Customization in Quick Settings
Another place where extra customization would be greatly welcomed is the Quick Settings shade. The addition of quick settings under the normal notification shade is great, but tailoring what settings appear there based on your own habits or desires would be excellent.
Combined Conversations in Hangouts
Hangouts is a sight for sore eyes, combining (most of) Google's messaging platforms into an easy-to-use app with some great functionality. Now that it's integrated SMS, though, communicating via SMS and Hangouts with one contact seems messier than it should be. A combined view, where a user can see all messages between themselves and a contact would be great.
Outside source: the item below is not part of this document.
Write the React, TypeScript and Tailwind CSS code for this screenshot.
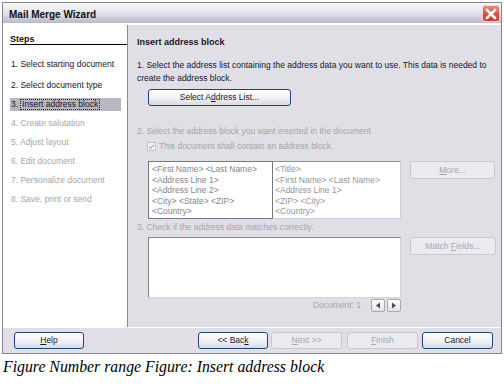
import React from "react";

const sans = "font-['Liberation_Sans',Arial,sans-serif]";

function Btn({
  children,
  className = "",
  disabled = false,
}: {
  children: React.ReactNode;
  className?: string;
  disabled?: boolean;
}) {
  return (
    <div
      className={`flex items-center justify-center rounded-[3px] border text-[8.5px] leading-none whitespace-nowrap ${
        disabled
          ? "border-[#c9c8cf] bg-[#ebeaef] text-[#a9a8ae]"
          : "border-[#27407a] bg-gradient-to-b from-white via-[#f3f3f6] to-[#d9d9e4] text-[#1a1a2a]"
      } ${className}`}
    >
      <span>{children}</span>
    </div>
  );
}

function U({ children }: { children: React.ReactNode }) {
  return <span className="underline underline-offset-1">{children}</span>;
}

const steps = [
  { t: "1. Select starting document", s: "on" },
  { t: "2. Select document type", s: "on" },
  { t: "3.", s: "sel" },
  { t: "4. Create salutation", s: "off" },
  { t: "5. Adjust layout", s: "off" },
  { t: "6. Edit document", s: "off" },
  { t: "7. Personalize document", s: "off" },
  { t: "8. Save, print or send", s: "off" },
];

export default function App() {
  return (
    <div className={`w-[504px] h-[388px] bg-white overflow-hidden ${sans}`}>
      <div className="ml-[2px] mt-[2px] w-[500px] h-[352px] border border-[#86869a] flex flex-col bg-[#e0dfe5]">
        {/* Title bar */}
        <div className="h-[22px] shrink-0 flex items-start justify-between pl-[6px] pr-[1px] bg-gradient-to-b from-[#f8f8fa] via-[#e3e3ea] to-[#b9b9cb] border-b-2 border-white">
          <span className="mt-[6px] text-[10px] leading-[12px] font-bold text-[#111]">
            Mail Merge Wizard
          </span>
          <div className="mt-[2px] w-[18px] h-[17px] rounded-[3px] border border-[#f4d6d0] bg-gradient-to-b from-[#eb8a78] via-[#d65443] to-[#c23c2c] flex items-center justify-center">
            <svg width="12" height="12" viewBox="0 0 12 12">
              <path d="M2 2 L10 10 M10 2 L2 10" stroke="white" strokeWidth="2.6" strokeLinecap="square" />
            </svg>
          </div>
        </div>

        {/* Content */}
        <div className="h-[302px] shrink-0 flex">
          {/* Steps panel */}
          <div className="w-[125px] shrink-0 bg-white border-r border-[#8a8a92] flex flex-col">
            <div className="ml-[7px] h-[20px] border-b border-black flex items-end">
              <span className="text-[9px] leading-[9px] font-bold text-[#111]">Steps</span>
            </div>
            <div className="mt-[10px] flex flex-col">
              {steps.map((s, i) => (
                <div
                  key={i}
                  className={`h-[19px] flex items-center pl-[7px] text-[8.5px] leading-none whitespace-nowrap ${
                    i === 0 ? "mb-[2px]" : ""
                  } ${s.s === "off" ? "text-[#a6a5ab]" : "text-[#16162a]"}`}
                >
                  {s.s === "sel" ? (
                    <div className="h-[13px] w-[111px] bg-[#b7b7bf] flex items-center pl-[1px]">
                      <span>3.</span>
                      <span className="ml-[2px] h-[11px] px-[1px] border border-dotted border-[#222] flex items-center">
                        Insert address block
                      </span>
                    </div>
                  ) : (
                    <span className="pl-[1px]">{s.t}</span>
                  )}
                </div>
              ))}
            </div>
          </div>

          {/* Right panel */}
          <div className="flex-1 pl-[9px] flex flex-col text-[8.5px] text-[#16162a]">
            <div className="mt-[11px] text-[9px] leading-[12px] font-bold whitespace-nowrap">
              Insert address block
            </div>
            <div className="mt-[11px] leading-[13px] whitespace-nowrap">
              1. Select the address list containing the address data you want to use. This data is needed to
              <br />
              create the address block.
            </div>
            <Btn className="mt-[4px] ml-[11px] w-[143px] h-[17px]">
              Select A<U>d</U>dress List...
            </Btn>
            <div className="mt-[19px] leading-[13px] whitespace-nowrap text-[#a6a5ab]">
              2. Select the address block you want inserted in the document
            </div>
            <div className="mt-[2px] h-[13px] ml-[10px] flex items-center text-[#a6a5ab] whitespace-nowrap">
              <svg width="9" height="9" viewBox="0 0 9 9" className="shrink-0">
                <rect x="0.5" y="0.5" width="8" height="8" fill="#f2f1f4" stroke="#c5c4cb" />
                <path d="M2 4.5 L3.7 6.3 L7 2.6" stroke="#b5b4ba" strokeWidth="1.3" fill="none" />
              </svg>
              <span className="ml-[3px]">This document shall contain an address block.</span>
            </div>
            <div className="mt-[8px] flex items-start">
              <div className="ml-[11px] flex h-[58px] bg-white">
                <div className="w-[125px] h-full border border-[#77777f] pl-[3px] pt-[2px] text-[#85848c] leading-[10.6px] whitespace-nowrap">
                  &lt;First Name&gt; &lt;Last Name&gt;
                  <br />
                  &lt;Address Line 1&gt;
                  <br />
                  &lt;Address Line 2&gt;
                  <br />
                  &lt;City&gt; &lt;State&gt; &lt;ZIP&gt;
                  <br />
                  &lt;Country&gt;
                </div>
                <div className="w-[128px] h-full border-t border-b border-r border-t-[#909098] border-b-[#d0d0d6] border-r-[#d0d0d6] pl-[2px] pt-[2px] text-[#96959c] leading-[10.6px] whitespace-nowrap">
                  &lt;Title&gt;
                  <br />
                  &lt;First Name&gt; &lt;Last Name&gt;
                  <br />
                  &lt;Address Line 1&gt;
                  <br />
                  &lt;ZIP&gt; &lt;City&gt;
                  <br />
                  &lt;Country&gt;
                </div>
              </div>
              <Btn disabled className="ml-[9px] w-[85px] h-[18px]">
                <U>M</U>ore...
              </Btn>
            </div>
            <div className="mt-[2px] leading-[13px] whitespace-nowrap text-[#a6a5ab]">
              3. Check if the address data matches correctly.
            </div>
            <div className="mt-[3px] flex items-start">
              <div className="ml-[11px] w-[253px] flex flex-col">
                <div className="h-[61px] bg-white border border-t-[#85858d] border-l-[#85858d] border-r-[#d4d4da] border-b-[#d4d4da]" />
                <div className="mt-[1px] h-[13px] flex items-center justify-end">
                  <span className="text-[#a6a5ab] whitespace-nowrap">Document: 1</span>
                  <div className="ml-[10px] w-[14px] h-[13px] rounded-[2px] border border-[#a8a8b2] bg-gradient-to-b from-white to-[#e2e2e8] flex items-center justify-center">
                    <svg width="6" height="7" viewBox="0 0 6 7">
                      <path d="M5 0.5 L1 3.5 L5 6.5 Z" fill="#4a4a55" />
                    </svg>
                  </div>
                  <div className="ml-[2px] w-[14px] h-[13px] rounded-[2px] border border-[#a8a8b2] bg-gradient-to-b from-white to-[#e2e2e8] flex items-center justify-center">
                    <svg width="6" height="7" viewBox="0 0 6 7">
                      <path d="M1 0.5 L5 3.5 L1 6.5 Z" fill="#4a4a55" />
                    </svg>
                  </div>
                </div>
              </div>
              <Btn disabled className="ml-[9px] w-[86px] h-[18px]">
                Match <U>F</U>ields...
              </Btn>
            </div>
          </div>
        </div>

        {/* Bottom bar */}
        <div className="flex-1 border-t border-white pt-[4px] flex items-start pr-[8px]">
          <Btn className="ml-[11px] w-[70px] h-[17px]">
            <U>H</U>elp
          </Btn>
          <div className="flex-1" />
          <Btn className="w-[70px] h-[17px]">
            &lt;&lt; Bac<U>k</U>
          </Btn>
          <Btn disabled className="ml-[3px] w-[71px] h-[17px]">
            <U>N</U>ext &gt;&gt;
          </Btn>
          <Btn disabled className="ml-[5px] w-[71px] h-[17px]">
            <U>F</U>inish
          </Btn>
          <Btn className="ml-[4px] w-[71px] h-[17px]">Cancel</Btn>
        </div>
      </div>
      <div className="mt-[4px] pl-[3px] font-['Liberation_Serif','Times_New_Roman',serif] italic text-[15.8px] leading-[18px] text-black whitespace-nowrap">
        Figure Number range Figure: Insert address block
      </div>
    </div>
  );
}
Each message would have a small, inconspicuous indicator (color, icon, or otherwise) to let the user know what kind of message it was, and a toggle that would tell Hangouts to send messages in the chosen method until it's switched again. This would cut down on list size, and offer at least some improvement to the experience of looking back through correspondences.
It's important to note that, as always, SAIP is written because we like Android and want to see its interface some day reach a state closer to perfection, free from some of the errant elements we've discussed here. By calling attention to the various errors, oversights, or questionable design decisions, we are hopefully making ourselves part of their ultimate solutions.
As mentioned earlier, there are no doubt other relevant quirks and mishaps in Android 4.4's interface that we haven't yet discussed here. Should those arise (do you know of one we missed?) we'll definitely discuss them and possibly add them to the post.